The alcohol gods must be smiling down on me
As many of you know, I am always on a quest to find new and better things for the home bar. One thing I have been pondering for a while is a blender that doesn’t totally suck. My old blender was some Big Lots discount POS.
Today at Walgreens however I found this guy brand new for $2.50. That’s right, for less than what Sage spends on an average weekday at the adult bookstore and movie booth watching “Sally and the Horny Wombat” I got a blender that actually pulverizes ice cubes into tiny pieces instead of shaving off the corners and leaving them in the drink.
sage said,
August 18, 2007
I think that’s the first time I’ve seen a wombat that wasn’t horny.
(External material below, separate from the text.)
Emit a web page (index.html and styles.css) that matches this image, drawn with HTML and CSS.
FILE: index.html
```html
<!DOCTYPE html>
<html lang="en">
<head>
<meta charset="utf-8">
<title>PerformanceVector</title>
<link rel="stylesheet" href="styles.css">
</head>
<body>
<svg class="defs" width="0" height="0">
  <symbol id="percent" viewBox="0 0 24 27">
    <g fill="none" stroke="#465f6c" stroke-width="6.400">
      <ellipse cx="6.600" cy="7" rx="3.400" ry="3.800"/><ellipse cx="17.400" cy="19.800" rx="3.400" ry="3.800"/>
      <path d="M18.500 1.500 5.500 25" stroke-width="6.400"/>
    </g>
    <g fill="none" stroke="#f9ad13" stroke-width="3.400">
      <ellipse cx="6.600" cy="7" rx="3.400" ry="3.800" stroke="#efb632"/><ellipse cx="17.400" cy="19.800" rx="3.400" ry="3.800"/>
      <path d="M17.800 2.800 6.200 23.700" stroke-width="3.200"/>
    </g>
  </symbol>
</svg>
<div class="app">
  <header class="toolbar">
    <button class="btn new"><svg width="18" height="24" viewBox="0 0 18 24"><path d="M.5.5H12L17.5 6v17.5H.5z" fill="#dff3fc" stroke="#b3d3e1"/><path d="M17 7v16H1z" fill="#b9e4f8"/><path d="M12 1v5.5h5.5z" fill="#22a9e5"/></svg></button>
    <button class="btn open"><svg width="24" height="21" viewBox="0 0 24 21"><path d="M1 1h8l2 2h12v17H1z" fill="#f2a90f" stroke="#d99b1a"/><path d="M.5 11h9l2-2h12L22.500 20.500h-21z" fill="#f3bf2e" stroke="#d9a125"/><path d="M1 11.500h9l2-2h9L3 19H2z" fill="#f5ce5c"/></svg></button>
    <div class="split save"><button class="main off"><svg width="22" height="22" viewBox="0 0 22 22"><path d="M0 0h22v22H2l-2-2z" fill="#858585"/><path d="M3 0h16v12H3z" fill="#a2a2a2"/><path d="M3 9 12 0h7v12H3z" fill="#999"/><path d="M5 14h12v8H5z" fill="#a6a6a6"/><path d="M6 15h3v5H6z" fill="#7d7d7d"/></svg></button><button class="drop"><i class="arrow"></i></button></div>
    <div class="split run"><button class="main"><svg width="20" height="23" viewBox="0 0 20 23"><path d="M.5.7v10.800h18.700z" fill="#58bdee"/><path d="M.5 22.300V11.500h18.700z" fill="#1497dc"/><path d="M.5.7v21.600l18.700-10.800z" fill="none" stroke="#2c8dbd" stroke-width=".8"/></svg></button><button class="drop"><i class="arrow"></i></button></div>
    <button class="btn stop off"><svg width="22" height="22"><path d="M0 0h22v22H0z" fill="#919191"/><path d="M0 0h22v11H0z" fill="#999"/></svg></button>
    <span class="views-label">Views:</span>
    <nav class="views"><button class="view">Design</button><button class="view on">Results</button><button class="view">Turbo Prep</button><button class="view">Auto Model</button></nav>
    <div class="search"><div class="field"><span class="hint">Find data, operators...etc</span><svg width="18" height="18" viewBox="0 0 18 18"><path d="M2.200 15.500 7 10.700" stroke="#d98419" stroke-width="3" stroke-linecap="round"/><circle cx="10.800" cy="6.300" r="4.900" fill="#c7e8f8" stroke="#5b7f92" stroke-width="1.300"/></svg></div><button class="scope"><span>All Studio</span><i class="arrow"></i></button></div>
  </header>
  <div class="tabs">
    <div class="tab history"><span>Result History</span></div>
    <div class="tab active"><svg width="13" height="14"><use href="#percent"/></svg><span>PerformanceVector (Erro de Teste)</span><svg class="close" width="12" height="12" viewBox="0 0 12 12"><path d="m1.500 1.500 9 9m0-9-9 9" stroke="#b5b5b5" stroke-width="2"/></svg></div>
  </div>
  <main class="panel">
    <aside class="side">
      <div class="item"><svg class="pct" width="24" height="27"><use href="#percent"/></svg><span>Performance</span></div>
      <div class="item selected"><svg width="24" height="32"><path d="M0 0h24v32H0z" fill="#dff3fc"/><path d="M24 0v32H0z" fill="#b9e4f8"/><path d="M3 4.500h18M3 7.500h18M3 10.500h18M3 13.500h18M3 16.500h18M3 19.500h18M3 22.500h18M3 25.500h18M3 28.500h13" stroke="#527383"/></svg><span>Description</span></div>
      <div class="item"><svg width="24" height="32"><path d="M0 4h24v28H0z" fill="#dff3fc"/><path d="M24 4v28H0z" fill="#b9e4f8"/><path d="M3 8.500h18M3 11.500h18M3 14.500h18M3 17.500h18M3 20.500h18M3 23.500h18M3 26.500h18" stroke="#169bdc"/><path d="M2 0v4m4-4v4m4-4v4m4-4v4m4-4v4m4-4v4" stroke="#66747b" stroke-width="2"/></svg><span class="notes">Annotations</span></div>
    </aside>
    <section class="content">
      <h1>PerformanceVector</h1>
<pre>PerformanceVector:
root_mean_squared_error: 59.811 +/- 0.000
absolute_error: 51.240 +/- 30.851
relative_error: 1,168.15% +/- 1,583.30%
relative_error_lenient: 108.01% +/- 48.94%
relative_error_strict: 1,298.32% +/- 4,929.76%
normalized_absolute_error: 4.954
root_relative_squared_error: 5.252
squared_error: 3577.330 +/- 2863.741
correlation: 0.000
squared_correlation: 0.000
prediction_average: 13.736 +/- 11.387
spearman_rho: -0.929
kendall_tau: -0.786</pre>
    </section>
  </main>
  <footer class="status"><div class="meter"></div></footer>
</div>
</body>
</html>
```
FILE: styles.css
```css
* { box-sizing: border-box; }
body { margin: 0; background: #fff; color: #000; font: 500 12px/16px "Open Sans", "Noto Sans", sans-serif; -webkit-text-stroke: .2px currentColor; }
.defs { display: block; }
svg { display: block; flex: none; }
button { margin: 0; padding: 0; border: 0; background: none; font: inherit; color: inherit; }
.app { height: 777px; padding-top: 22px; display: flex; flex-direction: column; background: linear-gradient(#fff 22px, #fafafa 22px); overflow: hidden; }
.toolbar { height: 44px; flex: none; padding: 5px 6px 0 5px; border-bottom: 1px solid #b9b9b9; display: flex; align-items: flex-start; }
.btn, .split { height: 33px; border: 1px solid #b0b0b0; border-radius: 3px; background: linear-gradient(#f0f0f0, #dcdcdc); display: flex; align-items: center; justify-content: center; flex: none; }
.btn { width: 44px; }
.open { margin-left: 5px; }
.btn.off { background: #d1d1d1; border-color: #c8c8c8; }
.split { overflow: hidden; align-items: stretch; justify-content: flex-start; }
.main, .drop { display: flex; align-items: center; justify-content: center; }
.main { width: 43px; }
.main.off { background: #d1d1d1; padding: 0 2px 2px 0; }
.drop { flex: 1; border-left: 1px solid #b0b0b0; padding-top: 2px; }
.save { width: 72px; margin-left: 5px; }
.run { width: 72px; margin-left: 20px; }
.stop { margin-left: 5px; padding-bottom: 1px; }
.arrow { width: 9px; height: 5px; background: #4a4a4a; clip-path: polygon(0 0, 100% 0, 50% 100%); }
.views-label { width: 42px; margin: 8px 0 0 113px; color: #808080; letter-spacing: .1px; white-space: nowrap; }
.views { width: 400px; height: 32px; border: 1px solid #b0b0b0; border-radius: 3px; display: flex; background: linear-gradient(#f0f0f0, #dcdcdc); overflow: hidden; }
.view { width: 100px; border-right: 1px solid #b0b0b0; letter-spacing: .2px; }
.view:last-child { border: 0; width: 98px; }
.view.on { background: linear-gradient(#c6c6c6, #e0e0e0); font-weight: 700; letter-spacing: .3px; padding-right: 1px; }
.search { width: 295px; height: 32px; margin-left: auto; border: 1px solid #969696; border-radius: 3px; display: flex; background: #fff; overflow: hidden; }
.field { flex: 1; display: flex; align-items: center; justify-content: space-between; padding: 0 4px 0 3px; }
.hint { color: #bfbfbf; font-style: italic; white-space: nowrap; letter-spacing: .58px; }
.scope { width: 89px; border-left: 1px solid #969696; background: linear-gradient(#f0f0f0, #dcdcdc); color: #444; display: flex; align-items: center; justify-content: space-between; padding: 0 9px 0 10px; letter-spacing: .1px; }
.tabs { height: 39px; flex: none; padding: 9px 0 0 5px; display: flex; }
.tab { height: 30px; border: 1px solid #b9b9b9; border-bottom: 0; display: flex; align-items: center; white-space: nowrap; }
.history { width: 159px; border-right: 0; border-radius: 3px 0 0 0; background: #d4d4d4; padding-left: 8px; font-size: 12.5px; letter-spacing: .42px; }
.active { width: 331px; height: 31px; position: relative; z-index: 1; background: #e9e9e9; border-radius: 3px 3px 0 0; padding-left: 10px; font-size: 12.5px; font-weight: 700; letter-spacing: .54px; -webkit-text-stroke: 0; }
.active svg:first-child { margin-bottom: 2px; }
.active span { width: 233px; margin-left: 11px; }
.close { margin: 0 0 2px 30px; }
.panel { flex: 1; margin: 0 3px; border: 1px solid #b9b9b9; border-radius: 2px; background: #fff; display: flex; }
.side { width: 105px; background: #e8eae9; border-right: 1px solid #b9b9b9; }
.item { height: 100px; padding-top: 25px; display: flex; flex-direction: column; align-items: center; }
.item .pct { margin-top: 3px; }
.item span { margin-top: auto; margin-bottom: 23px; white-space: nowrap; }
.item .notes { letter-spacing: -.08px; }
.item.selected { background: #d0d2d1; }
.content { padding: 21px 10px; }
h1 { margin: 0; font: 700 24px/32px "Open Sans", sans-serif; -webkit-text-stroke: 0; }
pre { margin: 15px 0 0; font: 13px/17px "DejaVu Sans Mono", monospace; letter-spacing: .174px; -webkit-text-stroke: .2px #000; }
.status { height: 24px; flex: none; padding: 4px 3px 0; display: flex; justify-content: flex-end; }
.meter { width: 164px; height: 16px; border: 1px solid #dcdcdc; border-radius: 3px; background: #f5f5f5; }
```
I must really spend too much time at the peep show, it’s only 10 cents for 10 minutes!
Clamcheese said,
August 18, 2007
I think I’ve seen Sally coming out of Sage’s abode. She sheds a lot.
sloth said,
August 18, 2007
I grabbed the first picture of a wombat that included a human female in the picture. I was greatly amused that there were definite womballs in the photo.
sage said,
August 19, 2007
Go for a roll in the hay with a wombat, I think you’d be shedding as well. Just a guess… not that I would know.
Clamcheese said,
August 19, 2007
That may be…. but have you ever rolled in the hay with a wombat while lubed up with KY Jelly AND while wearing ass-less chaps?
sage said,
August 20, 2007
I believe I’ve never worn ass-less chaps. Pink at that? *shivers*
Clamcheese said,
August 20, 2007
You’re right, they were purple. You wouldn’t shiver as much if your skivvies didn’t have a cantaloupe-sized hole in the back.